◆ Your goal: Omit all pictures. Copy the rest of the material exactly.

◆ Data provided:
************

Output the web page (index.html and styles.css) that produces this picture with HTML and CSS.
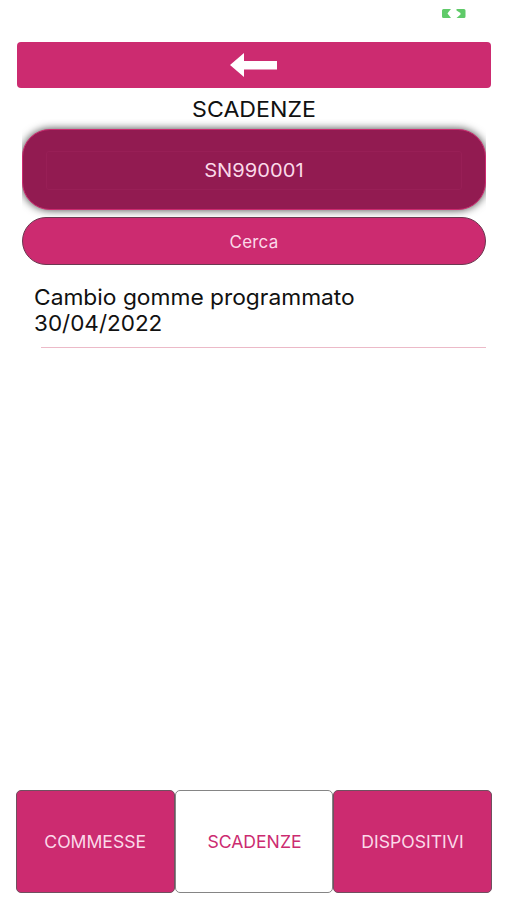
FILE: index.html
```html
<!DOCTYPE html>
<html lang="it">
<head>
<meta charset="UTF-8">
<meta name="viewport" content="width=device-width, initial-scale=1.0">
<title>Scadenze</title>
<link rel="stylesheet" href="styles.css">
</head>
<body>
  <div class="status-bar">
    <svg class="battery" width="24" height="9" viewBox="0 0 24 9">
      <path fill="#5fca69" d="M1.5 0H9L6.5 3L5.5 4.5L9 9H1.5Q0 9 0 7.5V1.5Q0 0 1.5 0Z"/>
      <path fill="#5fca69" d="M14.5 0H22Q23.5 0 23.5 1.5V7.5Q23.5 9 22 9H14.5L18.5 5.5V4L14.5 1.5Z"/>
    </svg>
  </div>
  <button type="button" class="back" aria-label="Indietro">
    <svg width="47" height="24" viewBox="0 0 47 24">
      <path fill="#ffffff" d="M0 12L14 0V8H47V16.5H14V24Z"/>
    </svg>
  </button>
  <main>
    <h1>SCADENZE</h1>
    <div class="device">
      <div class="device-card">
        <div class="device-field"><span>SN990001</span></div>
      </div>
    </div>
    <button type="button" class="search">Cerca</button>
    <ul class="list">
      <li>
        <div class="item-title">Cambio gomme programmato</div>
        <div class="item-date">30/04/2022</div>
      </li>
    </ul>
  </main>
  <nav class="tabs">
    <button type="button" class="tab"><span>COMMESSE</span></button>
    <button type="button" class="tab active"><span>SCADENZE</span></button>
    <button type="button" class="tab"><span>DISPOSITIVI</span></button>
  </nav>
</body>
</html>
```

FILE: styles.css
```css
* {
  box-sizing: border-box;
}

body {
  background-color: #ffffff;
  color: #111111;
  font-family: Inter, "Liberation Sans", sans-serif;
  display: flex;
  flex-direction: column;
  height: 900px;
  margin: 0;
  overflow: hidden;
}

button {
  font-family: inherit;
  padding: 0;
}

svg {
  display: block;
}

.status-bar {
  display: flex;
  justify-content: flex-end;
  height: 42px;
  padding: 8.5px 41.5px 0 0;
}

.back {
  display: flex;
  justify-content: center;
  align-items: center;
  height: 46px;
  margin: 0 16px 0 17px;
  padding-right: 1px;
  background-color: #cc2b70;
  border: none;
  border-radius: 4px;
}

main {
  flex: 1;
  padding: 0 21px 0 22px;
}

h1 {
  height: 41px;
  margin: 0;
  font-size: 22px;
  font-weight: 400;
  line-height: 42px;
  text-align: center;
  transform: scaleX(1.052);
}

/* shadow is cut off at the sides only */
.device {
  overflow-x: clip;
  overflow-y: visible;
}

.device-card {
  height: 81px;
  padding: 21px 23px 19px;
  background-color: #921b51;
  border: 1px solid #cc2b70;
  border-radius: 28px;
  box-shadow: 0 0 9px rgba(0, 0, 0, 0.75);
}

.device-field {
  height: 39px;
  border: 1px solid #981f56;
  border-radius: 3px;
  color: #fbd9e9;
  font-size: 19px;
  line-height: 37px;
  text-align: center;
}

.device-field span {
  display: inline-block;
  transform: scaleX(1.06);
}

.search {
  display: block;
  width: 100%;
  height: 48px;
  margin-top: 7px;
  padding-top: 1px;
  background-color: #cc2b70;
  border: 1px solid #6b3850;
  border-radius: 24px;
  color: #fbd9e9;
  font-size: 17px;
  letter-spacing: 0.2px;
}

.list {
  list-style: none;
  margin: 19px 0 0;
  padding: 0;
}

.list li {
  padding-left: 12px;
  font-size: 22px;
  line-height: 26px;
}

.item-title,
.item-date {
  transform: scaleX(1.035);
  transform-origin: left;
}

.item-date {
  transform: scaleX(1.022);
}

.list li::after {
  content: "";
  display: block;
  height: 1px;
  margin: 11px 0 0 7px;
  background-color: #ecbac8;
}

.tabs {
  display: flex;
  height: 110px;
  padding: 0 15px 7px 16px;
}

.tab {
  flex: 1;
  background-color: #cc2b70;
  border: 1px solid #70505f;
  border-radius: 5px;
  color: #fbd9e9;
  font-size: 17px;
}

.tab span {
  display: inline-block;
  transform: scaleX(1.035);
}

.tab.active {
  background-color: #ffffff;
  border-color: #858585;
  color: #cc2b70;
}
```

************

◆ Exercise output:
Output the web page (index.html and styles.css) that produces this picture with HTML and CSS.
FILE: index.html
```html
<!DOCTYPE html>
<html lang="it">
<head>
<meta charset="UTF-8">
<meta name="viewport" content="width=device-width, initial-scale=1.0">
<title>Scadenze</title>
<link rel="stylesheet" href="styles.css">
</head>
<body>
  <div class="status-bar">
    <svg class="battery" width="24" height="9" viewBox="0 0 24 9">
      <path fill="#5fca69" d="M1.5 0H9L6.5 3L5.5 4.5L9 9H1.5Q0 9 0 7.5V1.5Q0 0 1.5 0Z"/>
      <path fill="#5fca69" d="M14.5 0H22Q23.5 0 23.5 1.5V7.5Q23.5 9 22 9H14.5L18.5 5.5V4L14.5 1.5Z"/>
    </svg>
  </div>
  <button type="button" class="back" aria-label="Indietro">
    <svg width="47" height="24" viewBox="0 0 47 24">
      <path fill="#ffffff" d="M0 12L14 0V8H47V16.5H14V24Z"/>
    </svg>
  </button>
  <main>
    <h1>SCADENZE</h1>
    <div class="device">
      <div class="device-card">
        <div class="device-field"><span>SN990001</span></div>
      </div>
    </div>
    <button type="button" class="search">Cerca</button>
    <ul class="list">
      <li>
        <div class="item-title">Cambio gomme programmato</div>
        <div class="item-date">30/04/2022</div>
      </li>
    </ul>
  </main>
  <nav class="tabs">
    <button type="button" class="tab"><span>COMMESSE</span></button>
    <button type="button" class="tab active"><span>SCADENZE</span></button>
    <button type="button" class="tab"><span>DISPOSITIVI</span></button>
  </nav>
</body>
</html>
```

FILE: styles.css
```css
* {
  box-sizing: border-box;
}

body {
  background-color: #ffffff;
  color: #111111;
  font-family: Inter, "Liberation Sans", sans-serif;
  display: flex;
  flex-direction: column;
  height: 900px;
  margin: 0;
  overflow: hidden;
}

button {
  font-family: inherit;
  padding: 0;
}

svg {
  display: block;
}

.status-bar {
  display: flex;
  justify-content: flex-end;
  height: 42px;
  padding: 8.5px 41.5px 0 0;
}

.back {
  display: flex;
  justify-content: center;
  align-items: center;
  height: 46px;
  margin: 0 16px 0 17px;
  padding-right: 1px;
  background-color: #cc2b70;
  border: none;
  border-radius: 4px;
}

main {
  flex: 1;
  padding: 0 21px 0 22px;
}

h1 {
  height: 41px;
  margin: 0;
  font-size: 22px;
  font-weight: 400;
  line-height: 42px;
  text-align: center;
  transform: scaleX(1.052);
}

/* shadow is cut off at the sides only */
.device {
  overflow-x: clip;
  overflow-y: visible;
}

.device-card {
  height: 81px;
  padding: 21px 23px 19px;
  background-color: #921b51;
  border: 1px solid #cc2b70;
  border-radius: 28px;
  box-shadow: 0 0 9px rgba(0, 0, 0, 0.75);
}

.device-field {
  height: 39px;
  border: 1px solid #981f56;
  border-radius: 3px;
  color: #fbd9e9;
  font-size: 19px;
  line-height: 37px;
  text-align: center;
}

.device-field span {
  display: inline-block;
  transform: scaleX(1.06);
}

.search {
  display: block;
  width: 100%;
  height: 48px;
  margin-top: 7px;
  padding-top: 1px;
  background-color: #cc2b70;
  border: 1px solid #6b3850;
  border-radius: 24px;
  color: #fbd9e9;
  font-size: 17px;
  letter-spacing: 0.2px;
}

.list {
  list-style: none;
  margin: 19px 0 0;
  padding: 0;
}

.list li {
  padding-left: 12px;
  font-size: 22px;
  line-height: 26px;
}

.item-title,
.item-date {
  transform: scaleX(1.035);
  transform-origin: left;
}

.item-date {
  transform: scaleX(1.022);
}

.list li::after {
  content: "";
  display: block;
  height: 1px;
  margin: 11px 0 0 7px;
  background-color: #ecbac8;
}

.tabs {
  display: flex;
  height: 110px;
  padding: 0 15px 7px 16px;
}

.tab {
  flex: 1;
  background-color: #cc2b70;
  border: 1px solid #70505f;
  border-radius: 5px;
  color: #fbd9e9;
  font-size: 17px;
}

.tab span {
  display: inline-block;
  transform: scaleX(1.035);
}

.tab.active {
  background-color: #ffffff;
  border-color: #858585;
  color: #cc2b70;
}
```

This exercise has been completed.